Data records:
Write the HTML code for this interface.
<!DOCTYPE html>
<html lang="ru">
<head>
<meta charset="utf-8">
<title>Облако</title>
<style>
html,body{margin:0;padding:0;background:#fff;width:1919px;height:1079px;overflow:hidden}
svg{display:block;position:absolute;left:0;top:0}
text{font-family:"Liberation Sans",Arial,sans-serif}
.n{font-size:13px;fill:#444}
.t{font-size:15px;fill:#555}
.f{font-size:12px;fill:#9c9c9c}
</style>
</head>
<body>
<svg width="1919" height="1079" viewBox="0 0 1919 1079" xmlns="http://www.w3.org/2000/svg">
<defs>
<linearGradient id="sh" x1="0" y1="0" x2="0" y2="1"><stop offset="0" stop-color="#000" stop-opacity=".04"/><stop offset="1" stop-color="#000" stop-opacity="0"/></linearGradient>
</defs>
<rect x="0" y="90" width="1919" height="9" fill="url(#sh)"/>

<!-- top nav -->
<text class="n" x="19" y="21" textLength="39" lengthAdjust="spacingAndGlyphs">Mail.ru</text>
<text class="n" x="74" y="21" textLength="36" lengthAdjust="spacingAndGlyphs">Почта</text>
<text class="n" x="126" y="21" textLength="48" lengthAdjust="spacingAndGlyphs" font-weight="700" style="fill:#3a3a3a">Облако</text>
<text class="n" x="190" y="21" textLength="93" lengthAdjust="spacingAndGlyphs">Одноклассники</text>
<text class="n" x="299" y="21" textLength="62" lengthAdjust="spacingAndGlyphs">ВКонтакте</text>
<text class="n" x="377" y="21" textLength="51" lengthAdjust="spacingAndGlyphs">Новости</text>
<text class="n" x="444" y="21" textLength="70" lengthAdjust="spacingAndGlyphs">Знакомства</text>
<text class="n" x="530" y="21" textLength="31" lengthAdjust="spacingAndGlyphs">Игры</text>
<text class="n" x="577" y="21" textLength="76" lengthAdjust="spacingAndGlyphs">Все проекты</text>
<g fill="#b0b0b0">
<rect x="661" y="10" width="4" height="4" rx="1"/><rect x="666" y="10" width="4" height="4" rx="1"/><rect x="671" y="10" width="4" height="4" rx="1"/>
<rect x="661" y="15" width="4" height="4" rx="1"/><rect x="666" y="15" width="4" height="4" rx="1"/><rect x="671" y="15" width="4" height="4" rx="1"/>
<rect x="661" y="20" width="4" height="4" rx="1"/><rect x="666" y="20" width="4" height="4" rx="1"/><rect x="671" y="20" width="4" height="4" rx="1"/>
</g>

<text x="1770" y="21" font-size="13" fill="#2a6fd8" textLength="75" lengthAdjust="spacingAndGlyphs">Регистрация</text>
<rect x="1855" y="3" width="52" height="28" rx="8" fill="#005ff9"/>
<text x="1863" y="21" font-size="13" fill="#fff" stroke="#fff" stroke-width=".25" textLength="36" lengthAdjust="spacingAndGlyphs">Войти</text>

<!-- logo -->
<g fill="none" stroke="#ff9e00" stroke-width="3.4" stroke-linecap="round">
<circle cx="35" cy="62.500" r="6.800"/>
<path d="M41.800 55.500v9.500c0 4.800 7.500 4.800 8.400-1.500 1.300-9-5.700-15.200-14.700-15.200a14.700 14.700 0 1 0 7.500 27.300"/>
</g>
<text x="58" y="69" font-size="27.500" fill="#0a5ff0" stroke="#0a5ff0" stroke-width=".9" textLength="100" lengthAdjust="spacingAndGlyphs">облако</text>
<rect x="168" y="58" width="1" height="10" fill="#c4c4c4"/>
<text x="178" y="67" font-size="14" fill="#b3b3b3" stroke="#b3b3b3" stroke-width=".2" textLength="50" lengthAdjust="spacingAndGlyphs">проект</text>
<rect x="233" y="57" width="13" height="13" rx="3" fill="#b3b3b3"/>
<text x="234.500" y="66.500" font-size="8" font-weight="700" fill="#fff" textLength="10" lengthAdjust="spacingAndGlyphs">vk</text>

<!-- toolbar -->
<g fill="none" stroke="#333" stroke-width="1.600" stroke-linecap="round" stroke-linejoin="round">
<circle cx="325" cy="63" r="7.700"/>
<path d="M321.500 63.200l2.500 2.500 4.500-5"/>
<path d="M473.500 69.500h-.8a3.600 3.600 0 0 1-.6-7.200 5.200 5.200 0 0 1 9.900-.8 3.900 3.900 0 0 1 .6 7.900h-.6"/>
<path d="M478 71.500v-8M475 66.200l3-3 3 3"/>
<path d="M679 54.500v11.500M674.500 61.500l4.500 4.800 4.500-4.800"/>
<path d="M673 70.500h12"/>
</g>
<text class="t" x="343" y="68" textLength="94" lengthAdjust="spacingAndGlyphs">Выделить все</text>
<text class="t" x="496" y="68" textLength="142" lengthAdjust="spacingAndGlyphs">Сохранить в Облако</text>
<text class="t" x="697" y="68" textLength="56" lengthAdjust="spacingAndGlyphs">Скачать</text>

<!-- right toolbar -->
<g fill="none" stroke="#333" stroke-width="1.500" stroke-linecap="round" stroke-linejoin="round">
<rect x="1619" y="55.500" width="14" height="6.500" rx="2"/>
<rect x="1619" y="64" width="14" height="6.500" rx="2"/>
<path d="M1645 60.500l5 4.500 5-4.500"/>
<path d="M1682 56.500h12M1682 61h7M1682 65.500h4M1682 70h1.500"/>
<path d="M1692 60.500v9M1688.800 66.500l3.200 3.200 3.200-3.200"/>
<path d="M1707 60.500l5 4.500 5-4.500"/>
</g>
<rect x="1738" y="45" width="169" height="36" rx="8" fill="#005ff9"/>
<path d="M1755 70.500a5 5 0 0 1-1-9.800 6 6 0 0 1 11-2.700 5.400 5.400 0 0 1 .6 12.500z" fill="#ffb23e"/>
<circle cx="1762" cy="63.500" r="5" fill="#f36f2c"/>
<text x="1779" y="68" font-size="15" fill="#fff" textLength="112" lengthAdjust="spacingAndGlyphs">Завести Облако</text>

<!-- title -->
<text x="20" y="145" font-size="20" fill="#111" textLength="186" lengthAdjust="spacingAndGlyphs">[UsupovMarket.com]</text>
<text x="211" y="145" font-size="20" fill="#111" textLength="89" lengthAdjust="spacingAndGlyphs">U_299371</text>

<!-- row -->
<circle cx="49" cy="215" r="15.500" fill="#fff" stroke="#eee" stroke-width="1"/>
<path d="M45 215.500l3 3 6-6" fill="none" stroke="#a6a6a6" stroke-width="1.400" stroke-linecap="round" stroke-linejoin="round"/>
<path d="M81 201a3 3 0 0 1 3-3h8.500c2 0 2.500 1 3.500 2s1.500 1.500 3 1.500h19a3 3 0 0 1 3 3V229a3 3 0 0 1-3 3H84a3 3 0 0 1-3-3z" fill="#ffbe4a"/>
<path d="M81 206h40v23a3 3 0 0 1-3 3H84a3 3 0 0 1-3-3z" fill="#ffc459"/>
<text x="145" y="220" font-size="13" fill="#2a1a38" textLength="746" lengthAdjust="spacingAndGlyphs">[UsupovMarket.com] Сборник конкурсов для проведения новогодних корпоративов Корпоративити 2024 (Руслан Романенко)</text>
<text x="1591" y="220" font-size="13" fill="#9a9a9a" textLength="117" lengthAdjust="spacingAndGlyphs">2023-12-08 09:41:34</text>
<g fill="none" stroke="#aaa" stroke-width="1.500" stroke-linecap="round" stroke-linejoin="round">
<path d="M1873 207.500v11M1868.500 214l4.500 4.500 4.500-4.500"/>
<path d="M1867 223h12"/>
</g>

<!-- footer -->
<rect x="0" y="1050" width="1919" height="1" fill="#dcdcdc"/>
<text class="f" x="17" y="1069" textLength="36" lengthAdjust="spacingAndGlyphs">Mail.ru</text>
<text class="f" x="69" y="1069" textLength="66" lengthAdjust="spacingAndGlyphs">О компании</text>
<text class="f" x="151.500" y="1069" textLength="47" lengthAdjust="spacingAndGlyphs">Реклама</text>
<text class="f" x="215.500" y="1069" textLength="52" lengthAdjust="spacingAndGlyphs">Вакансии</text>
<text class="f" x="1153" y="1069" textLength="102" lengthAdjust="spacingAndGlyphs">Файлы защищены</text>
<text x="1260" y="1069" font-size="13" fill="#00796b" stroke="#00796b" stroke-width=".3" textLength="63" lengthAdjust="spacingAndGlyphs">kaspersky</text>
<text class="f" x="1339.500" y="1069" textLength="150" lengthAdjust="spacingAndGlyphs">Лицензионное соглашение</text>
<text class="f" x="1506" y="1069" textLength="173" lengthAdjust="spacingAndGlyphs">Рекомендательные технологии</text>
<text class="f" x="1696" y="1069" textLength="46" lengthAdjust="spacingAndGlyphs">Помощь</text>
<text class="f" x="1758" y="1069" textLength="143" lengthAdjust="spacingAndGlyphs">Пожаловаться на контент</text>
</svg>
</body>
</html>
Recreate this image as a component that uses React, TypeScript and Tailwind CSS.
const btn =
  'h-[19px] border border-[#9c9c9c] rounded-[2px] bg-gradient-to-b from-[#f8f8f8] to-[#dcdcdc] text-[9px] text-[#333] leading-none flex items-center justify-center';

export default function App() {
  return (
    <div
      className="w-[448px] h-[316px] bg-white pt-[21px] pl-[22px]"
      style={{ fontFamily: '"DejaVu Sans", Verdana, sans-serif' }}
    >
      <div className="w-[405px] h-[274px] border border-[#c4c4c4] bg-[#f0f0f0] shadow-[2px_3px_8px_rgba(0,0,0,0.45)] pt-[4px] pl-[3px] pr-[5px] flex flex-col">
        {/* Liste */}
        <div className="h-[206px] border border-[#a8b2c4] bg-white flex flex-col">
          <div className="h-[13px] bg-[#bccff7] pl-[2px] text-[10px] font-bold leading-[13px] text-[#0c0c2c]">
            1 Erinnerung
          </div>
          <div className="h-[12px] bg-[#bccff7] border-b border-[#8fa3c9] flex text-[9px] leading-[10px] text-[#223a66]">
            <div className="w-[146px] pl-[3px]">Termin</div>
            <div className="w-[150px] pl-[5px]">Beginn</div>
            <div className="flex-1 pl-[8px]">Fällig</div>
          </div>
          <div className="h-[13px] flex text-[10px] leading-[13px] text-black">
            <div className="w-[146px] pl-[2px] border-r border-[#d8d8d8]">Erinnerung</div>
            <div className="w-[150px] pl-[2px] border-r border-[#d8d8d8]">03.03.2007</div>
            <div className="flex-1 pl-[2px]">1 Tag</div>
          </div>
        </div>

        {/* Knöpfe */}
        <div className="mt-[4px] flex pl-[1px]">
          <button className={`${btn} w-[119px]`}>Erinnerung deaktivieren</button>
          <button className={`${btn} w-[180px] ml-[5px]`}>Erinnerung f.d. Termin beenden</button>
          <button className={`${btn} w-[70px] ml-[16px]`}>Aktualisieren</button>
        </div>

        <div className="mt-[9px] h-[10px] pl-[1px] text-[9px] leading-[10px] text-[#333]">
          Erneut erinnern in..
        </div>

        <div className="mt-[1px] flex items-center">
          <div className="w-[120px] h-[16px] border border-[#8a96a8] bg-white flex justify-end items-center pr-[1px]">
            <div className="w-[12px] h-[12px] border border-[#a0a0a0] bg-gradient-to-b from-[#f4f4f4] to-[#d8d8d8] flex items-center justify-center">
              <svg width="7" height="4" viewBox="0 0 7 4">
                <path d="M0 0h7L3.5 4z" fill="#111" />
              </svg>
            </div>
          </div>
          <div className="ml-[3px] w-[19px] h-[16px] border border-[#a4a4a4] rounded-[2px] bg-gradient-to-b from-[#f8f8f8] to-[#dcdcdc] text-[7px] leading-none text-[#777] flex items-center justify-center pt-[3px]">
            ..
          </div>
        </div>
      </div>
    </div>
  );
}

:: REQUIRED TASK ::
Work out how many lines in the records above hold the string "this", then give only that count.

:: TASK SOLUTION ::
2